■ **Source material**
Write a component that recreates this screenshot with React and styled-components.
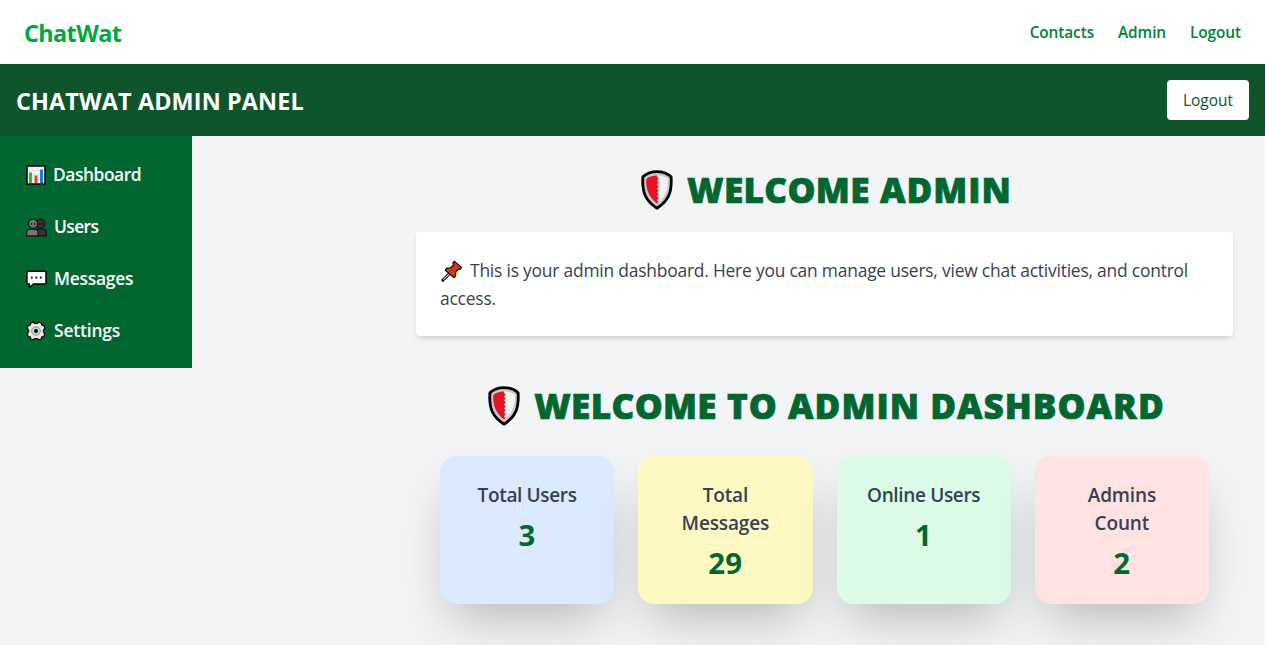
import React from "react";
import styled, { createGlobalStyle } from "styled-components";

const GlobalStyle = createGlobalStyle`
  *, *::before, *::after { box-sizing: border-box; }
  html, body { margin: 0; padding: 0; background: #fff; }
  body { overflow: hidden; font-family: "Segoe UI", "Open Sans", "Noto Sans", sans-serif; }
  h1, h2, p, ul { margin: 0; padding: 0; }
  a { color: inherit; text-decoration: none; }
`;

const Page = styled.div`
  width: 1265px;
  height: 645px;
  background: #f3f4f6;
  overflow: hidden;
`;

const Navbar = styled.nav`
  height: 64px;
  padding: 0 24px;
  display: flex;
  align-items: center;
  justify-content: space-between;
  background: #fff;
`;

const Brand = styled.a`
  color: #00a63e;
  font-size: 23.4px;
  line-height: 32px;
  font-weight: 700;
  letter-spacing: -0.6px;
  padding-top: 2px;
`;

const NavLinks = styled.div`
  display: flex;
  gap: 24px;
  padding-top: 2px;
  color: #008236;
  font-size: 15.4px;
  line-height: 24px;
  font-weight: 600;
  letter-spacing: -0.1px;
`;

const Header = styled.header`
  height: 72px;
  padding: 16px;
  display: flex;
  align-items: center;
  justify-content: space-between;
  background: #0f542b;
  color: #fff;
`;

const HeaderTitle = styled.h1`
  font-size: 23.4px;
  line-height: 32px;
  font-weight: 700;
  letter-spacing: 0.13px;
  text-transform: uppercase;
  padding-top: 2px;
`;

const LogoutButton = styled.button`
  width: 82px;
  height: 40px;
  padding: 2px 0 0;
  border: 0;
  border-radius: 4px;
  background: #fff;
  color: #0d542b;
  font: 400 15.4px/24px "Segoe UI", "Open Sans", "Noto Sans", sans-serif;
`;

const Body = styled.div`
  display: flex;
  align-items: flex-start;
`;

const Sidebar = styled.ul`
  width: 192px;
  flex: none;
  padding: 16px;
  display: flex;
  flex-direction: column;
  gap: 8px;
  list-style: none;
  background: #016630;
  color: #fff;
`;

const SidebarItem = styled.li`
  height: 44px;
  padding: 10px 8px 8px 10px;
  display: flex;
  align-items: center;
  gap: ${(p) => p.$gap}px;
  font-size: 17.4px;
  line-height: 26px;
  font-weight: 600;
  letter-spacing: ${(p) => p.$tracking}px;
  svg { flex: none; }
  span { padding-bottom: 2px; }
`;

const Main = styled.main`
  flex: 1;
  min-width: 0;
  padding: 32px 32px 32px 224px;
`;

const Heading = styled.h1`
  height: 40px;
  display: flex;
  align-items: center;
  justify-content: center;
  gap: 14px;
  padding-left: 4px;
  color: #016630;
  font-size: 35.2px;
  line-height: 40px;
  font-weight: 800;
  -webkit-text-stroke: 0.7px #016630;
  text-transform: uppercase;
  white-space: nowrap;
  svg { flex: none; margin-top: 4px; }
`;

const HeadingText = styled.span`
  padding-top: 2px;
  letter-spacing: 1px;
`;

const TightWord = styled.span`
  letter-spacing: 0.3px;
`;

const Notice = styled.section`
  margin-top: 24px;
  height: 104px;
  padding: 24px;
  border-radius: 4px;
  background: #fff;
  box-shadow: 0 4px 6px -1px rgba(0, 0, 0, 0.1), 0 2px 4px -2px rgba(0, 0, 0, 0.1);
  color: #364153;
  font-size: 17.4px;
  line-height: 28px;
  letter-spacing: -0.2px;
  svg { vertical-align: -5px; margin: 0 7px 0 1px; }
`;

const Stats = styled.section`
  margin-top: 24px;
  padding: 24px;
`;

const StatGrid = styled.div`
  margin-top: 32px;
  display: grid;
  grid-template-columns: repeat(4, 1fr);
  gap: 24px;
`;

const StatCard = styled.div`
  height: 148px;
  padding: 25px 24px 23px;
  border-radius: 16px;
  background: ${(p) => p.$color};
  box-shadow: 0 25px 50px -12px rgba(0, 0, 0, 0.25);
  text-align: center;
`;

const StatLabel = styled.h2`
  margin: 0 -6px;
  padding: 0 ${(p) => (p.$wrap ? 20 : 0)}px;
  color: #364153;
  font-size: 19px;
  line-height: 28px;
  font-weight: 600;
  letter-spacing: ${(p) => (p.$wrap ? -0.15 : -0.35)}px;
`;

const StatValue = styled.p`
  margin-top: 8px;
  color: #016630;
  font-size: 29.4px;
  line-height: 36px;
  font-weight: 700;
  letter-spacing: 0.4px;
`;

const ShieldIcon = () => (
  <svg width="32" height="40" viewBox="0 0 32 40">
    <path d="M16 1.600C11.500 1.600 6 2.800 1.900 6.800C1.500 13 1.700 19.500 4 25C6.300 30.500 11 35 16 38.200C21 35 25.700 30.500 28 25C30.300 19.500 30.500 13 30.100 6.800C26 2.800 20.500 1.600 16 1.600Z" fill="#c9c9c9" stroke="#000" strokeWidth="2.800" strokeLinejoin="round" />
    <path d="M16 5.500C20.500 5.500 24.500 6.800 27 9.200C27.200 18 25.500 26.500 16 33.500Z" fill="#f2f2f2" />
    <path d="M16 5.500C11.500 5.500 7.500 6.800 5.200 9.200C5 18 6.800 26.500 16 33.500L17.500 32L16 30.200L17.800 28.200L16 26.300L17.800 24.300L16 22.400L17.800 20.400L16 18.500L17.800 16.500L16 14.600L17.800 12.600L16 10.700L17.800 8.700L16 7Z" fill="#e81224" />
  </svg>
);

const ChartIcon = () => (
  <svg width="20" height="20" viewBox="0 0 20 20">
    <rect x="1" y="1" width="18" height="18" fill="#f2f2f2" stroke="#000" strokeWidth="1.500" />
    <path d="M2 5.500H18M2 10H18M2 14.500H18" stroke="#ddd" strokeWidth="0.700" />
    <path d="M4.500 7.500V18" stroke="#16c60c" strokeWidth="2.800" />
    <path d="M10 10.500V18" stroke="#f03a17" strokeWidth="2.800" />
    <path d="M15.500 4.500V18" stroke="#0078d7" strokeWidth="2.800" />
  </svg>
);

const UsersIcon = () => (
  <svg width="21" height="20" viewBox="0 0 21 20">
    <g stroke="#111" strokeWidth="1.100">
      <circle cx="14.300" cy="6.700" r="4.600" fill="#333" />
      <path d="M9 18.900V15.500C9 13 11 12 13 12H16.500C18.700 12 20.300 13.500 20.300 15.500V18.900Z" fill="#333" />
      <circle cx="7" cy="6.700" r="4.600" fill="#707070" />
      <path d="M0.700 18.900V15.500C0.700 13.500 2 12.300 4 12.300H8.500C10.500 12.300 12 13.500 12 15.500V18.900Z" fill="#767676" />
    </g>
    <path d="M5.600 6.200V7.700M8.600 6.200V7.700M14 6.200V7.700M16.600 6.200V7.700" stroke="#000" strokeWidth="1" />
  </svg>
);

const MessageIcon = () => (
  <svg width="21" height="20" viewBox="0 0 21 20">
    <path d="M2 2.200H19L20 3.200V14L19 15H7.500L3.500 18.500V15H2L1 14V3.200Z" fill="#fff" stroke="#000" strokeWidth="1.400" strokeLinejoin="round" />
    <g fill="#222">
      <circle cx="5.800" cy="8.700" r="1.100" />
      <circle cx="10.300" cy="8.700" r="1.100" />
      <circle cx="14.800" cy="8.700" r="1.100" />
    </g>
  </svg>
);

const GearIcon = () => (
  <svg width="20" height="20" viewBox="0 0 20 20">
    <path d="M7.100 1.200L9 2.500H11L12.900 1.200L15.500 2.300L15.800 4.200L17.700 4.500L18.800 7.100L17.500 9V11L18.800 12.900L17.700 15.500L15.800 15.800L15.500 17.700L12.900 18.800L11 17.500H9L7.100 18.800L4.500 17.700L4.200 15.800L2.300 15.500L1.200 12.900L2.500 11V9L1.200 7.100L2.300 4.500L4.200 4.200L4.500 2.300Z" stroke="#000" strokeWidth="1.200" fill="#e6e6e6" strokeLinejoin="round" />
    <circle cx="10" cy="10" r="4.400" fill="#ccc" stroke="#999" strokeWidth="0.900" />
    <circle cx="10" cy="10" r="1.900" fill="#000" />
  </svg>
);

const PinIcon = () => (
  <svg width="22" height="22" viewBox="0 0 22 22">
    <path d="M8.500 13.500L2 20" stroke="#000" strokeWidth="3" strokeLinecap="square" />
    <path d="M8.500 13.500L2.200 19.800" stroke="#ccc" strokeWidth="1.100" />
    <path d="M13.300 1.300L20.500 7.500L19.300 9.200L17.300 9L14.700 12.300L14.500 16L12.800 17.600L4.300 10.300L5.600 8.200L9.600 8L12.500 5L12 3Z" fill="#e8380d" stroke="#111" strokeWidth="1.300" strokeLinejoin="round" />
    <path d="M9.600 8L14.700 12.300" stroke="#c42b08" strokeWidth="1" />
  </svg>
);

const menu = [
  { label: "Dashboard", Icon: ChartIcon, gap: 7, tracking: -0.45 },
  { label: "Users", Icon: UsersIcon, gap: 7, tracking: -0.6 },
  { label: "Messages", Icon: MessageIcon, gap: 7, tracking: -0.25 },
  { label: "Settings", Icon: GearIcon, gap: 8, tracking: -0.15 },
];

const stats = [
  { label: "Total Users", value: 3, color: "#dbeafe" },
  { label: "Total Messages", value: 29, color: "#fef9c2", wrap: true },
  { label: "Online Users", value: 1, color: "#dcfce7" },
  { label: "Admins Count", value: 2, color: "#ffe2e2", wrap: true },
];

export default function App() {
  return (
    <Page>
      <GlobalStyle />
      <Navbar>
        <Brand href="#">ChatWat</Brand>
        <NavLinks>
          <a href="#">Contacts</a>
          <a href="#">Admin</a>
          <a href="#">Logout</a>
        </NavLinks>
      </Navbar>
      <Header>
        <HeaderTitle>ChatWat Admin Panel</HeaderTitle>
        <LogoutButton>Logout</LogoutButton>
      </Header>
      <Body>
        <Sidebar>
          {menu.map(({ label, Icon, gap, tracking }) => (
            <SidebarItem key={label} $gap={gap} $tracking={tracking}>
              <Icon />
              <span>{label}</span>
            </SidebarItem>
          ))}
        </Sidebar>
        <Main>
          <Heading>
            <ShieldIcon />
            <HeadingText>
              <TightWord>Welcome</TightWord> Admin
            </HeadingText>
          </Heading>
          <Notice>
            <p>
              <PinIcon />
              This is your admin dashboard. Here you can manage users, view chat activities, and control access.
            </p>
          </Notice>
          <Stats>
            <Heading>
              <ShieldIcon />
              <HeadingText>
                <TightWord>Welcome</TightWord> to Admin Dashboard
              </HeadingText>
            </Heading>
            <StatGrid>
              {stats.map((s) => (
                <StatCard key={s.label} $color={s.color}>
                  <StatLabel $wrap={s.wrap}>{s.label}</StatLabel>
                  <StatValue>{s.value}</StatValue>
                </StatCard>
              ))}
            </StatGrid>
          </Stats>
        </Main>
      </Body>
    </Page>
  );
}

■ **To do**
From the listing, copy every line where the string "React" appears.

■ **Written answer**
Write a component that recreates this screenshot with React and styled-components.
import React from "react";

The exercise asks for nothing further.